### Data excerpt:

===============

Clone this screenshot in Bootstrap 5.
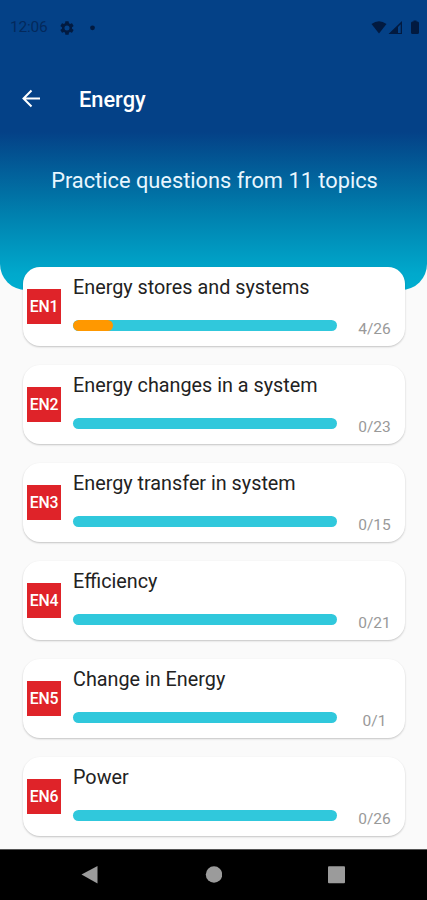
<!DOCTYPE html>
<html lang="en">
<head>
<meta charset="utf-8">
<meta name="viewport" content="width=device-width, initial-scale=1">
<title>Energy</title>
<link href="https://cdn.jsdelivr.net/npm/bootstrap@5.3.0/dist/css/bootstrap.min.css" rel="stylesheet">
<style>
body { font-family: Roboto, "Liberation Sans", sans-serif; background: #fafafa; }
.phone { height: 900px; }
.hero { height: 290px; background: linear-gradient(#044187 0, #044187 132px, #0080ae 214px, #00a9cc 274px, #00aed0 290px); border-radius: 0 0 26px 26px; }
.status { height: 55px; padding: 0 7px 0 10px; color: #021a40; font-size: 15.5px; }
.clock { width: 50px; color: #03295c; letter-spacing: -.2px; padding-top: 1px; }
.appbar { height: 88px; padding-left: 21px; }
.appbar h1 { font-size: 21.8px; line-height: 28px; font-weight: 500; margin: 1px 0 0 38px; }
.subtitle { font-size: 21.8px; line-height: 30px; padding: 23px 0 0 2px; color: #e8f6ff; }
.topics { margin-top: -23px; padding: 0 22px 0 23px; gap: 19px; }
.topic { height: 79px; border-radius: 17px; box-shadow: 0 1px 2px rgba(0,0,0,.22); padding-left: 4px; }
.code { width: 34px; height: 35px; background: #df2329; font-size: 15.8px; font-weight: 500; letter-spacing: -.2px; }
.info { margin-left: 12px; padding-top: 6px; }
.info h2 { font-size: 19.8px; line-height: 30px; font-weight: 400; color: #222; }
.progress.track { width: 264px; height: 11px; border-radius: 6px; background: #30c8dc; margin-top: 17px; }
.progress-bar.done { background: #ff9800; border-radius: 6px; }
.score { width: 68px; padding-left: 7px; font-size: 15.5px; line-height: 18px; color: #999; margin-bottom: 8px; }
.sysnav { height: 51px; background: #000; padding: 0 82px 0 81px; border-top: 1px solid #555; }
</style>
</head>
<body>
<div class="phone d-flex flex-column overflow-hidden">
  <header class="hero flex-shrink-0 text-white">
    <div class="status d-flex align-items-center">
      <span class="clock">12:06</span>
      <svg width="14" height="14" viewBox="2 2 20 20" fill="currentColor"><path fill-rule="evenodd" d="M19.14 12.94c.04-.3.06-.61.06-.94s-.02-.64-.07-.94l2.03-1.58c.18-.14.23-.41.12-.61l-1.92-3.32c-.12-.22-.37-.29-.59-.22l-2.39.96c-.5-.38-1.03-.7-1.62-.94l-.36-2.54A.48.48 0 0 0 13.92 2.4h-3.84c-.24 0-.43.17-.47.41l-.36 2.54c-.59.24-1.13.57-1.62.94l-2.39-.96c-.22-.08-.47 0-.59.22L2.74 8.87c-.12.21-.08.47.12.61l2.03 1.58c-.05.3-.09.63-.09.94s.02.64.07.94l-2.03 1.58c-.18.14-.23.41-.12.61l1.92 3.32c.12.22.37.29.59.22l2.39-.96c.5.38 1.03.7 1.62.94l.36 2.54c.05.24.24.41.48.41h3.84c.24 0 .44-.17.47-.41l.36-2.54c.59-.24 1.13-.56 1.62-.94l2.39.96c.22.08.47 0 .59-.22l1.92-3.32c.12-.22.07-.47-.12-.61zM12 15.6a3.6 3.6 0 1 1 0-7.2 3.6 3.6 0 0 1 0 7.2z"/></svg>
      <svg class="ms-3" width="6" height="6" viewBox="1.500 0 6 6"><circle cx="4" cy="2.800" r="2.400" fill="currentColor"/></svg>
      <svg class="ms-auto" width="49" height="16" viewBox="0 0 49 16" fill="currentColor"><path d="M.5 4Q8-1.500 15.500 4L8 13.500Z"/><path d="M17.500 14L31 1V14H29.700V4.200L27 7V14Z"/><path d="M27 13h4v1h-4z"/><path d="M41.500 1.500h1V.5h3v1h1q1.500 0 1.500 1.500V12.500q0 1.500-1.500 1.500h-5q-1.500 0-1.500-1.500V3q0-1.500 1.500-1.500z"/></svg>
    </div>
    <div class="appbar d-flex align-items-center">
      <svg width="20" height="20" viewBox="0 0 20 20" fill="none" stroke="#fff" stroke-width="2"><path d="M19 9.500H3M10.500 1.500L2.500 9.500L10.500 17.500"/></svg>
      <h1>Energy</h1>
    </div>
    <p class="subtitle mb-0 text-center">Practice questions from 11 topics</p>
  </header>
  <main class="topics flex-grow-1 d-flex flex-column">
    <article class="topic bg-white d-flex flex-shrink-0"><div class="code flex-shrink-0 align-self-center d-flex align-items-center justify-content-center text-white">EN1</div><div class="info flex-shrink-0"><h2 class="mb-0">Energy stores and systems</h2><div class="progress track"><div class="progress-bar done" style="width:15.2%"></div></div></div><span class="score align-self-end text-center">4/26</span></article>
    <article class="topic bg-white d-flex flex-shrink-0"><div class="code flex-shrink-0 align-self-center d-flex align-items-center justify-content-center text-white">EN2</div><div class="info flex-shrink-0"><h2 class="mb-0">Energy changes in a system</h2><div class="progress track"></div></div><span class="score align-self-end text-center">0/23</span></article>
    <article class="topic bg-white d-flex flex-shrink-0"><div class="code flex-shrink-0 align-self-center d-flex align-items-center justify-content-center text-white">EN3</div><div class="info flex-shrink-0"><h2 class="mb-0">Energy transfer in system</h2><div class="progress track"></div></div><span class="score align-self-end text-center">0/15</span></article>
    <article class="topic bg-white d-flex flex-shrink-0"><div class="code flex-shrink-0 align-self-center d-flex align-items-center justify-content-center text-white">EN4</div><div class="info flex-shrink-0"><h2 class="mb-0">Efficiency</h2><div class="progress track"></div></div><span class="score align-self-end text-center">0/21</span></article>
    <article class="topic bg-white d-flex flex-shrink-0"><div class="code flex-shrink-0 align-self-center d-flex align-items-center justify-content-center text-white">EN5</div><div class="info flex-shrink-0"><h2 class="mb-0">Change in Energy</h2><div class="progress track"></div></div><span class="score align-self-end text-center">0/1</span></article>
    <article class="topic bg-white d-flex flex-shrink-0"><div class="code flex-shrink-0 align-self-center d-flex align-items-center justify-content-center text-white">EN6</div><div class="info flex-shrink-0"><h2 class="mb-0">Power</h2><div class="progress track"></div></div><span class="score align-self-end text-center">0/26</span></article>
  </main>
  <nav class="sysnav flex-shrink-0 d-flex align-items-center justify-content-between">
    <svg width="17" height="18" fill="#9b9b9b"><path d="M.5 8.500L16.500 0V17.500Z"/></svg>
    <svg width="17" height="18" fill="#9b9b9b"><circle cx="9" cy="8.500" r="8.200"/></svg>
    <svg width="17" height="18" fill="#9b9b9b"><rect y=".2" width="17" height="17" rx="1"/></svg>
  </nav>
</div>
<script src="https://cdn.jsdelivr.net/npm/bootstrap@5.3.0/dist/js/bootstrap.bundle.min.js"></script>
</body>
</html>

===============

### Required work:
Strip out the pictures and quote the remaining data word for word.

### Exercise result:
Clone this screenshot in Bootstrap 5.
<!DOCTYPE html>
<html lang="en">
<head>
<meta charset="utf-8">
<meta name="viewport" content="width=device-width, initial-scale=1">
<title>Energy</title>
<link href="https://cdn.jsdelivr.net/npm/bootstrap@5.3.0/dist/css/bootstrap.min.css" rel="stylesheet">
<style>
body { font-family: Roboto, "Liberation Sans", sans-serif; background: #fafafa; }
.phone { height: 900px; }
.hero { height: 290px; background: linear-gradient(#044187 0, #044187 132px, #0080ae 214px, #00a9cc 274px, #00aed0 290px); border-radius: 0 0 26px 26px; }
.status { height: 55px; padding: 0 7px 0 10px; color: #021a40; font-size: 15.5px; }
.clock { width: 50px; color: #03295c; letter-spacing: -.2px; padding-top: 1px; }
.appbar { height: 88px; padding-left: 21px; }
.appbar h1 { font-size: 21.8px; line-height: 28px; font-weight: 500; margin: 1px 0 0 38px; }
.subtitle { font-size: 21.8px; line-height: 30px; padding: 23px 0 0 2px; color: #e8f6ff; }
.topics { margin-top: -23px; padding: 0 22px 0 23px; gap: 19px; }
.topic { height: 79px; border-radius: 17px; box-shadow: 0 1px 2px rgba(0,0,0,.22); padding-left: 4px; }
.code { width: 34px; height: 35px; background: #df2329; font-size: 15.8px; font-weight: 500; letter-spacing: -.2px; }
.info { margin-left: 12px; padding-top: 6px; }
.info h2 { font-size: 19.8px; line-height: 30px; font-weight: 400; color: #222; }
.progress.track { width: 264px; height: 11px; border-radius: 6px; background: #30c8dc; margin-top: 17px; }
.progress-bar.done { background: #ff9800; border-radius: 6px; }
.score { width: 68px; padding-left: 7px; font-size: 15.5px; line-height: 18px; color: #999; margin-bottom: 8px; }
.sysnav { height: 51px; background: #000; padding: 0 82px 0 81px; border-top: 1px solid #555; }
</style>
</head>
<body>
<div class="phone d-flex flex-column overflow-hidden">
  <header class="hero flex-shrink-0 text-white">
    <div class="status d-flex align-items-center">
      <span class="clock">12:06</span>
      <svg width="14" height="14" viewBox="2 2 20 20" fill="currentColor"><path fill-rule="evenodd" d="M19.14 12.94c.04-.3.06-.61.06-.94s-.02-.64-.07-.94l2.03-1.58c.18-.14.23-.41.12-.61l-1.92-3.32c-.12-.22-.37-.29-.59-.22l-2.39.96c-.5-.38-1.03-.7-1.62-.94l-.36-2.54A.48.48 0 0 0 13.92 2.4h-3.84c-.24 0-.43.17-.47.41l-.36 2.54c-.59.24-1.13.57-1.62.94l-2.39-.96c-.22-.08-.47 0-.59.22L2.74 8.87c-.12.21-.08.47.12.61l2.03 1.58c-.05.3-.09.63-.09.94s.02.64.07.94l-2.03 1.58c-.18.14-.23.41-.12.61l1.92 3.32c.12.22.37.29.59.22l2.39-.96c.5.38 1.03.7 1.62.94l.36 2.54c.05.24.24.41.48.41h3.84c.24 0 .44-.17.47-.41l.36-2.54c.59-.24 1.13-.56 1.62-.94l2.39.96c.22.08.47 0 .59-.22l1.92-3.32c.12-.22.07-.47-.12-.61zM12 15.6a3.6 3.6 0 1 1 0-7.2 3.6 3.6 0 0 1 0 7.2z"/></svg>
      <svg class="ms-3" width="6" height="6" viewBox="1.500 0 6 6"><circle cx="4" cy="2.800" r="2.400" fill="currentColor"/></svg>
      <svg class="ms-auto" width="49" height="16" viewBox="0 0 49 16" fill="currentColor"><path d="M.5 4Q8-1.500 15.500 4L8 13.500Z"/><path d="M17.500 14L31 1V14H29.700V4.200L27 7V14Z"/><path d="M27 13h4v1h-4z"/><path d="M41.500 1.500h1V.5h3v1h1q1.500 0 1.500 1.500V12.500q0 1.500-1.500 1.500h-5q-1.500 0-1.500-1.500V3q0-1.500 1.500-1.500z"/></svg>
    </div>
    <div class="appbar d-flex align-items-center">
      <svg width="20" height="20" viewBox="0 0 20 20" fill="none" stroke="#fff" stroke-width="2"><path d="M19 9.500H3M10.500 1.500L2.500 9.500L10.500 17.500"/></svg>
      <h1>Energy</h1>
    </div>
    <p class="subtitle mb-0 text-center">Practice questions from 11 topics</p>
  </header>
  <main class="topics flex-grow-1 d-flex flex-column">
    <article class="topic bg-white d-flex flex-shrink-0"><div class="code flex-shrink-0 align-self-center d-flex align-items-center justify-content-center text-white">EN1</div><div class="info flex-shrink-0"><h2 class="mb-0">Energy stores and systems</h2><div class="progress track"><div class="progress-bar done" style="width:15.2%"></div></div></div><span class="score align-self-end text-center">4/26</span></article>
    <article class="topic bg-white d-flex flex-shrink-0"><div class="code flex-shrink-0 align-self-center d-flex align-items-center justify-content-center text-white">EN2</div><div class="info flex-shrink-0"><h2 class="mb-0">Energy changes in a system</h2><div class="progress track"></div></div><span class="score align-self-end text-center">0/23</span></article>
    <article class="topic bg-white d-flex flex-shrink-0"><div class="code flex-shrink-0 align-self-center d-flex align-items-center justify-content-center text-white">EN3</div><div class="info flex-shrink-0"><h2 class="mb-0">Energy transfer in system</h2><div class="progress track"></div></div><span class="score align-self-end text-center">0/15</span></article>
    <article class="topic bg-white d-flex flex-shrink-0"><div class="code flex-shrink-0 align-self-center d-flex align-items-center justify-content-center text-white">EN4</div><div class="info flex-shrink-0"><h2 class="mb-0">Efficiency</h2><div class="progress track"></div></div><span class="score align-self-end text-center">0/21</span></article>
    <article class="topic bg-white d-flex flex-shrink-0"><div class="code flex-shrink-0 align-self-center d-flex align-items-center justify-content-center text-white">EN5</div><div class="info flex-shrink-0"><h2 class="mb-0">Change in Energy</h2><div class="progress track"></div></div><span class="score align-self-end text-center">0/1</span></article>
    <article class="topic bg-white d-flex flex-shrink-0"><div class="code flex-shrink-0 align-self-center d-flex align-items-center justify-content-center text-white">EN6</div><div class="info flex-shrink-0"><h2 class="mb-0">Power</h2><div class="progress track"></div></div><span class="score align-self-end text-center">0/26</span></article>
  </main>
  <nav class="sysnav flex-shrink-0 d-flex align-items-center justify-content-between">
    <svg width="17" height="18" fill="#9b9b9b"><path d="M.5 8.500L16.500 0V17.500Z"/></svg>
    <svg width="17" height="18" fill="#9b9b9b"><circle cx="9" cy="8.500" r="8.200"/></svg>
    <svg width="17" height="18" fill="#9b9b9b"><rect y=".2" width="17" height="17" rx="1"/></svg>
  </nav>
</div>
<script src="https://cdn.jsdelivr.net/npm/bootstrap@5.3.0/dist/js/bootstrap.bundle.min.js"></script>
</body>
</html>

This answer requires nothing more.